>>>

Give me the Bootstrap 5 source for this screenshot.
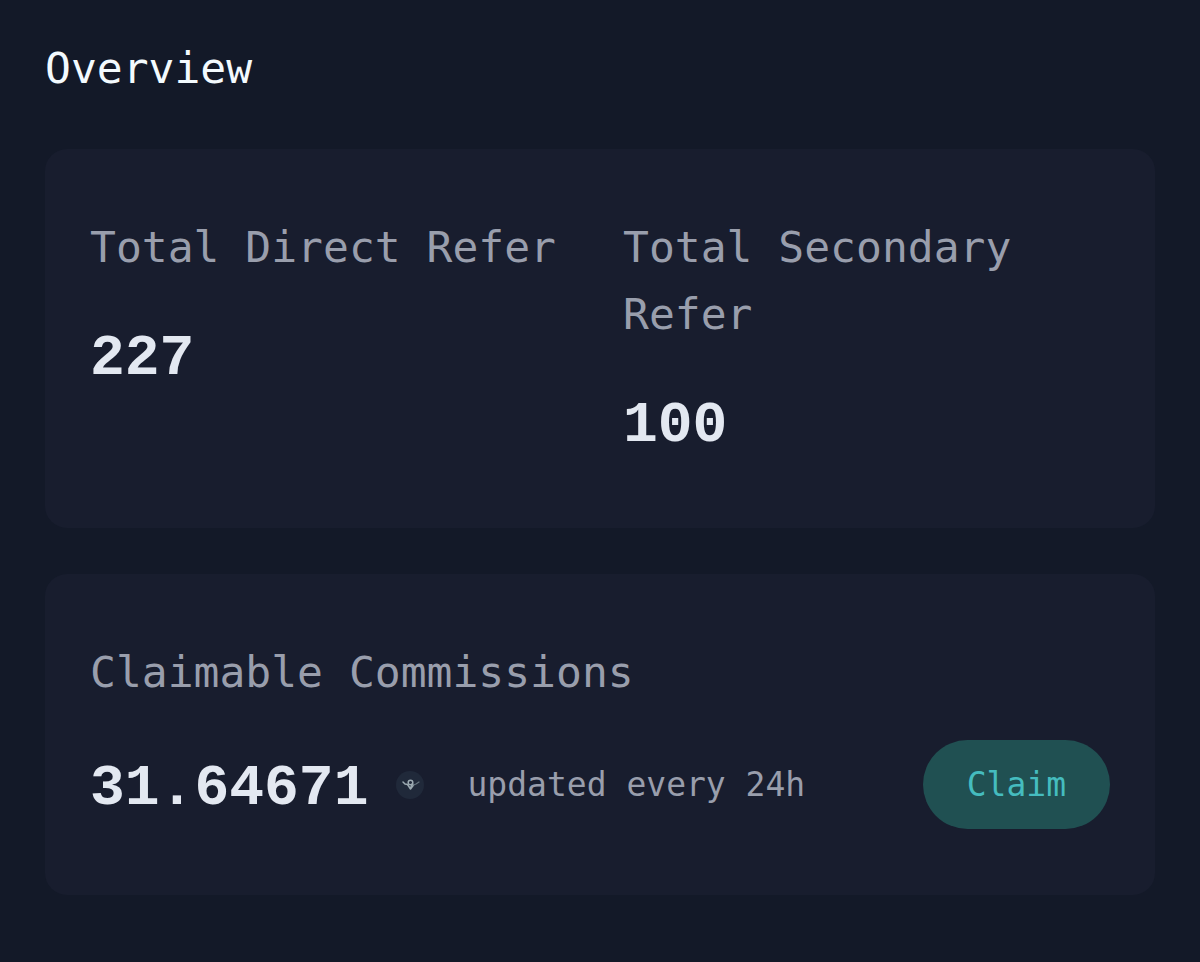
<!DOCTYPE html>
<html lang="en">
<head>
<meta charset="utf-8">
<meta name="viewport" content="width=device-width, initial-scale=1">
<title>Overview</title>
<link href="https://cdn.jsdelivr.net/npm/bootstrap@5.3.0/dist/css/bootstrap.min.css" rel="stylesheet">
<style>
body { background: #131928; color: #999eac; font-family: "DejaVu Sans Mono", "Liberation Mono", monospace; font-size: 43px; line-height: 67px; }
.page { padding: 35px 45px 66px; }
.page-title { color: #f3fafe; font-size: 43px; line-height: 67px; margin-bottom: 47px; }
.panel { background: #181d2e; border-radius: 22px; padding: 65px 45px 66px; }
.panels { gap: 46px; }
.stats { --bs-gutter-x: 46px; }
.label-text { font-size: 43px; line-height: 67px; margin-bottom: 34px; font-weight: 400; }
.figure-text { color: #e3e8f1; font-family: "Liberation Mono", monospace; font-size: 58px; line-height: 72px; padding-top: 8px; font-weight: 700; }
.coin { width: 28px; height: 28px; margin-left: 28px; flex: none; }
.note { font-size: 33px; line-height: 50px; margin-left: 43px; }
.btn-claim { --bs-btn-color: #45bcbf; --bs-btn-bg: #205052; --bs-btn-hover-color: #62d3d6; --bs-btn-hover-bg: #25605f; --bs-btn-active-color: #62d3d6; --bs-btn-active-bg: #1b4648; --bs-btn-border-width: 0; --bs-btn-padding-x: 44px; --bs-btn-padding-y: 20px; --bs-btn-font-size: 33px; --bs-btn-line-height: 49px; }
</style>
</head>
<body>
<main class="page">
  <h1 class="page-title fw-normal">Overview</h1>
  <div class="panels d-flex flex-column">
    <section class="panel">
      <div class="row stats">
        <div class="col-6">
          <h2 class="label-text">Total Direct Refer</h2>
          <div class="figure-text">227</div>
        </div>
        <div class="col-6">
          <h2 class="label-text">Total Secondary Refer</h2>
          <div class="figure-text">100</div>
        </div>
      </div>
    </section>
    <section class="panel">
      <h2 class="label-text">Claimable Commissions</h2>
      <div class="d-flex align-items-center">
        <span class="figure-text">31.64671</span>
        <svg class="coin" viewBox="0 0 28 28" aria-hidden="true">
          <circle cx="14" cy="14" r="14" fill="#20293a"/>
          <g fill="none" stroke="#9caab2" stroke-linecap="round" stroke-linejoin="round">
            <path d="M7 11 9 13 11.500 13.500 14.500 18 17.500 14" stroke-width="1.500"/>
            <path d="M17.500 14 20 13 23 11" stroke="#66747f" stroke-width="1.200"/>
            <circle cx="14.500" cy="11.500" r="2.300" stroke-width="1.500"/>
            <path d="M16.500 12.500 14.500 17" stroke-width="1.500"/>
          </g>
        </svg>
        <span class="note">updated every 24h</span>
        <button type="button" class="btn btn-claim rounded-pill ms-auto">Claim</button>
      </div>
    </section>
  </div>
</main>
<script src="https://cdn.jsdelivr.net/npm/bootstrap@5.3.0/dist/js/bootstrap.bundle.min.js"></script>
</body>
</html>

<<<

WHAT THE TASK REQUIRES — Omitting all images, print the listing exactly.

WRITTEN RESPONSE —
Give me the Bootstrap 5 source for this screenshot.
<!DOCTYPE html>
<html lang="en">
<head>
<meta charset="utf-8">
<meta name="viewport" content="width=device-width, initial-scale=1">
<title>Overview</title>
<link href="https://cdn.jsdelivr.net/npm/bootstrap@5.3.0/dist/css/bootstrap.min.css" rel="stylesheet">
<style>
body { background: #131928; color: #999eac; font-family: "DejaVu Sans Mono", "Liberation Mono", monospace; font-size: 43px; line-height: 67px; }
.page { padding: 35px 45px 66px; }
.page-title { color: #f3fafe; font-size: 43px; line-height: 67px; margin-bottom: 47px; }
.panel { background: #181d2e; border-radius: 22px; padding: 65px 45px 66px; }
.panels { gap: 46px; }
.stats { --bs-gutter-x: 46px; }
.label-text { font-size: 43px; line-height: 67px; margin-bottom: 34px; font-weight: 400; }
.figure-text { color: #e3e8f1; font-family: "Liberation Mono", monospace; font-size: 58px; line-height: 72px; padding-top: 8px; font-weight: 700; }
.coin { width: 28px; height: 28px; margin-left: 28px; flex: none; }
.note { font-size: 33px; line-height: 50px; margin-left: 43px; }
.btn-claim { --bs-btn-color: #45bcbf; --bs-btn-bg: #205052; --bs-btn-hover-color: #62d3d6; --bs-btn-hover-bg: #25605f; --bs-btn-active-color: #62d3d6; --bs-btn-active-bg: #1b4648; --bs-btn-border-width: 0; --bs-btn-padding-x: 44px; --bs-btn-padding-y: 20px; --bs-btn-font-size: 33px; --bs-btn-line-height: 49px; }
</style>
</head>
<body>
<main class="page">
  <h1 class="page-title fw-normal">Overview</h1>
  <div class="panels d-flex flex-column">
    <section class="panel">
      <div class="row stats">
        <div class="col-6">
          <h2 class="label-text">Total Direct Refer</h2>
          <div class="figure-text">227</div>
        </div>
        <div class="col-6">
          <h2 class="label-text">Total Secondary Refer</h2>
          <div class="figure-text">100</div>
        </div>
      </div>
    </section>
    <section class="panel">
      <h2 class="label-text">Claimable Commissions</h2>
      <div class="d-flex align-items-center">
        <span class="figure-text">31.64671</span>
        <svg class="coin" viewBox="0 0 28 28" aria-hidden="true">
          <circle cx="14" cy="14" r="14" fill="#20293a"/>
          <g fill="none" stroke="#9caab2" stroke-linecap="round" stroke-linejoin="round">
            <path d="M7 11 9 13 11.500 13.500 14.500 18 17.500 14" stroke-width="1.500"/>
            <path d="M17.500 14 20 13 23 11" stroke="#66747f" stroke-width="1.200"/>
            <circle cx="14.500" cy="11.500" r="2.300" stroke-width="1.500"/>
            <path d="M16.500 12.500 14.500 17" stroke-width="1.500"/>
          </g>
        </svg>
        <span class="note">updated every 24h</span>
        <button type="button" class="btn btn-claim rounded-pill ms-auto">Claim</button>
      </div>
    </section>
  </div>
</main>
<script src="https://cdn.jsdelivr.net/npm/bootstrap@5.3.0/dist/js/bootstrap.bundle.min.js"></script>
</body>
</html>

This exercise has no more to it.